Jump Around Carson
- Parent: Carson City Regional Transportation Commission
- Founded: 2005
- Locale: Carson City
- Service area: Carson City
- Service type: Bus; Paratransit;
- Routes: 4
- Annual ridership: 158,297 (2022)
- Website: https://www.carson.org/government/departments-g-z/public-works/transportation/jac-jump-around-carson

= Jump Around Carson =

Nevada public transportation operator

Jump Around Carson is a public transit operator in Carson City, Nevada. It offers both dial-a-ride and fixed-route transit service within city limits.

==History==

Jump Around Carson was incorporated in 2005 to serve the unmet transit needs in Carson City. Originally, the acronym JAC had two meanings at launch. The first one was Jump Around Carson, while the second name was Jump Around the Counties. Due to low ridership, the Carson City Regional Transportation Commission reintroduced the transit service 2006 due to premature service launch, such as not marking bus stops and marketing the transit system.

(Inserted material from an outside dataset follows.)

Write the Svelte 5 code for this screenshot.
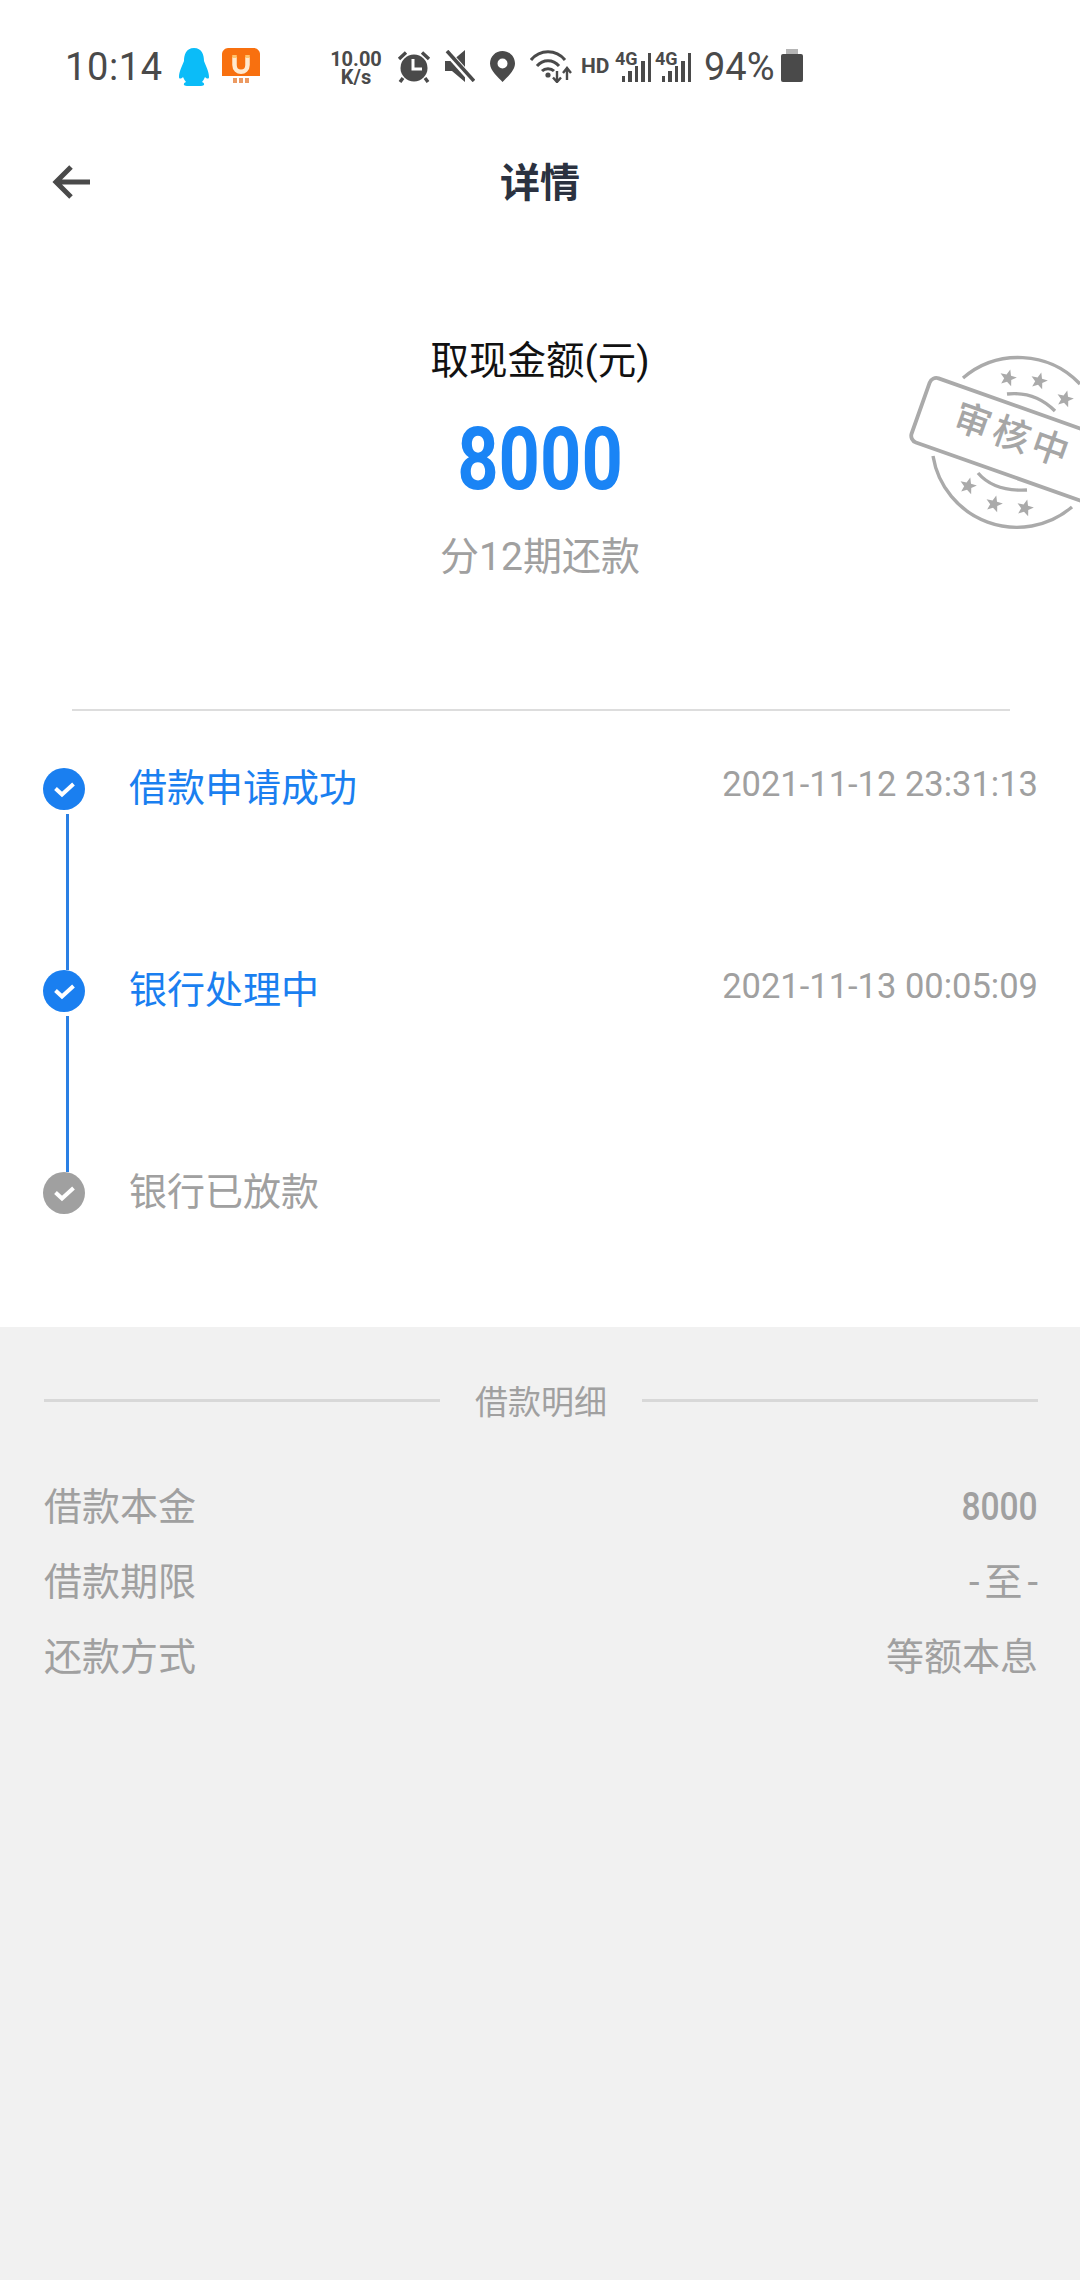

In 2023, the Carson City Regional Transportation Commission commissioned a study to improve transit reliability by constructing a transit center to replace the downtown transfer center due to overcrowding during peak times.

Also in 2023, Carson City Regional Transportation Commission, approved plans to replace its JAC transit fleet with zero emissions buses in order to reduce greenhouse gas emissions within Carson City.